Katie had an entertainment career that included a role on radio’s The Great Guildersleeve. She became a folk singer who delivered her songs clad in a black evening dress and pearls. When she wasn’t on stage she was horseback in the mountains or around a bunk house stove learning the songs that would become her first book, Ten Thousand Goddamn Cattle, hands down one of the best books ever written about cowboy songs.
Katie’s stories are full of encounters with notorious folks. “Here’s a letter Woody Guthrie wrote me after we met at a party in the ’50s.” She shows us several pages of stream of consciousness ramblings with a child’s drawings at the bottom, presumably a young Arlo’s. She offers to make a copy of a recording of a music party that took place at her apartment 60 years ago where Josh White was playing. Cindy and I look at the photos covering the walls. There is a photo of Katy with a pipe wrench in one hand and several sticks of dynamite in the other and a dare-me smile on her face.
Katie Lee ran the Colorado River through Glen Canyon in 1953 and in its wildness she found a lover and a lifelong muse. When the river was dammed in 1963 she became an articulate, witty spokesman and advocate for a free river, using books, music and speech to tell the river’s tales. She was just back from being a featured guest for a fourth time at Mountainfilm in Telluride, Colo. where DamNation, a documentary film on the problems caused by dams received the 2014 Audience Choice Award. She was the undisputed star of the movie. Films also shown were Katie Lee: The River Warrior and Wrenched, about Edward Abbey and the Monkey Wrench Gang. Both films featured interviews with Katie. She also received the Festival Director’s Award.
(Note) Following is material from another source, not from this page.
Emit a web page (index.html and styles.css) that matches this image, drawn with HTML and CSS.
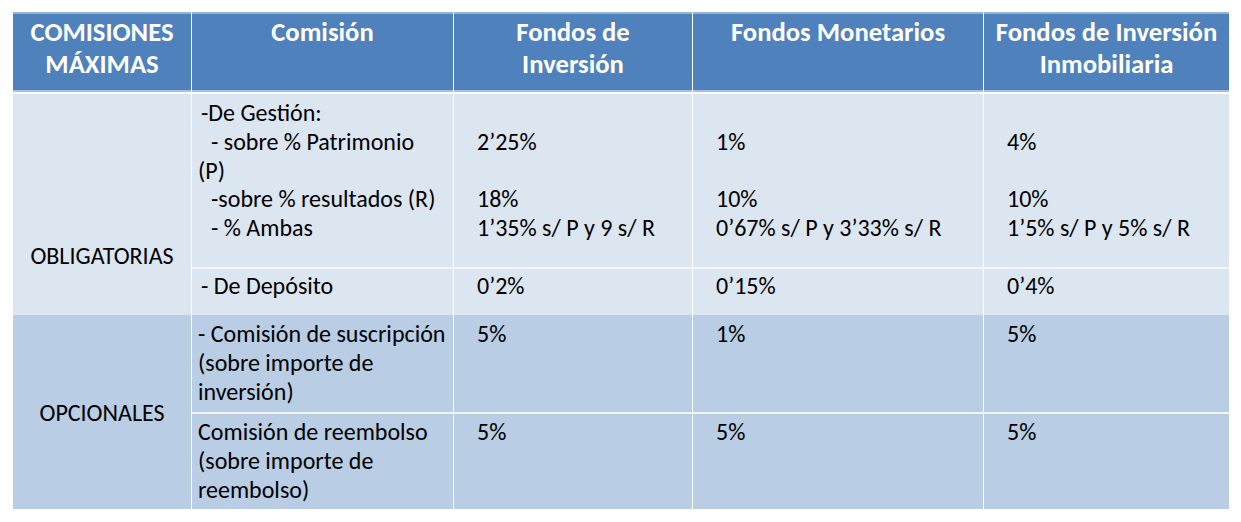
FILE: index.html
```html
<!DOCTYPE html>
<html lang="es">
<head>
<meta charset="utf-8">
<title>Comisiones máximas</title>
<link rel="stylesheet" href="styles.css">
</head>
<body>
<div class="table">
  <div class="th">COMISIONES<br>MÁXIMAS</div>
  <div class="th">Comisión</div>
  <div class="th">Fondos de<br>Inversión</div>
  <div class="th">Fondos Monetarios</div>
  <div class="th">Fondos de Inversión<br>Inmobiliaria</div>

  <div class="cat oblig first">OBLIGATORIAS</div>
  <div class="td light first desc">
    <div class="l in1">-De Gestión:</div>
    <div class="l in2">- sobre % Patrimonio</div>
    <div class="l">(P)</div>
    <div class="l in2">-sobre % resultados (R)</div>
    <div class="l in2">- % Ambas</div>
  </div>
  <div class="td light first val">
    <div class="l">&nbsp;</div>
    <div class="l">2’25%</div>
    <div class="l">&nbsp;</div>
    <div class="l">18%</div>
    <div class="l">1’35% s/ P y 9 s/ R</div>
  </div>
  <div class="td light first val">
    <div class="l">&nbsp;</div>
    <div class="l">1%</div>
    <div class="l">&nbsp;</div>
    <div class="l">10%</div>
    <div class="l">0’67% s/ P y 3’33% s/ R</div>
  </div>
  <div class="td light first val">
    <div class="l">&nbsp;</div>
    <div class="l">4%</div>
    <div class="l">&nbsp;</div>
    <div class="l">10%</div>
    <div class="l">1’5% s/ P y 5% s/ R</div>
  </div>

  <div class="td light sep desc short"><div class="l in1">- De Depósito</div></div>
  <div class="td light sep val short"><div class="l">0’2%</div></div>
  <div class="td light sep val short"><div class="l">0’15%</div></div>
  <div class="td light sep val short"><div class="l">0’4%</div></div>

  <div class="cat opc">OPCIONALES</div>
  <div class="td dark desc">
    <div class="l">- Comisión de suscripción</div>
    <div class="l">(sobre importe de</div>
    <div class="l">inversión)</div>
  </div>
  <div class="td dark val"><div class="l">5%</div></div>
  <div class="td dark val"><div class="l">1%</div></div>
  <div class="td dark val"><div class="l">5%</div></div>

  <div class="td dark sep desc last">
    <div class="l">Comisión de reembolso</div>
    <div class="l">(sobre importe de</div>
    <div class="l">reembolso)</div>
  </div>
  <div class="td dark sep val last"><div class="l">5%</div></div>
  <div class="td dark sep val last"><div class="l">5%</div></div>
  <div class="td dark sep val last"><div class="l">5%</div></div>
</div>
</body>
</html>
```

FILE: styles.css
```css
html, body {
  margin: 0;
  padding: 0;
  background: #ffffff;
}

body {
  padding: 12px 0 0 13px;
  font-family: "Carlito", "Calibri", "Lato", "Liberation Sans", sans-serif;
  color: #000000;
}

.table {
  display: grid;
  width: 1216px;
  grid-template-columns: 178px 261px 238px 290px 245px;
  grid-template-rows: 80px 175px 48px 97px 97px;
  column-gap: 1px;
  background: #ffffff;
}

.th {
  box-sizing: border-box;
  background: #4f81bd;
  border-top: 2px solid #95b3d7;
  border-bottom: 2px solid #a7bfe0;
  color: #ffffff;
  font-weight: bold;
  font-size: 26.67px;
  line-height: 32px;
  text-align: center;
  padding-top: 2px;
  white-space: nowrap;
}

.td {
  box-sizing: border-box;
  font-size: 24px;
  line-height: 28.75px;
  padding-top: 5px;
  white-space: nowrap;
}

.light { background: #dce6f1; }
.dark { background: #b9cde5; }

.first { border-top: 2px solid #ffffff; }
.sep { border-top: 2px solid #f2f6fb; }
.short { padding-top: 3px; }
.last { padding-top: 4px; }

.desc { padding-left: 6px; }
.val { padding-left: 23px; }

.in1 { padding-left: 3px; }
.in2 { padding-left: 13px; }

.cat {
  box-sizing: border-box;
  font-size: 24px;
  line-height: 29px;
  text-align: center;
  grid-row: span 2;
}

.oblig {
  background: #dce6f1;
  padding-top: 147px;
}

.opc {
  background: #b9cde5;
  display: flex;
  align-items: center;
  justify-content: center;
}
```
Katie picked salad fixings from her garden whose steep terraced beds would have looked at home on a Peruvian mountainside. We enjoyed an excellent lunch and then I asked Katie about a song I had only heard once; a tribute Tucson guitarist Peter McLaughlin had written to honor her called She Knows The River. She put Peter’s CD in the stereo and played the song.
She knows the way the river flows
She understands it well, her songs and stories tell
She knows how Wingate sandstone glows, like someone’s flesh exposed
In vermillion-velvet light, as daytime turns to night she knows
She recalls Music Temple’s pools and falls
West Canyon’s shady groves, cottonwoods and willows
She knows the San Juan’s silt between her toes and Tapestry Walls echoes
Songs of a canyon wren, the harmony of the Glen, she knows.
We listened, heads tilted to catch the melody and words. I watched Katie’s face as she smiled and traveled to the cool red rock face and singing rapids. Tears coursed down her cheeks like revealed springs.
“She knows.”
Katie Lee will appear at a showing of DamNation at the Orpheum Theater on Sept. 4, 2014.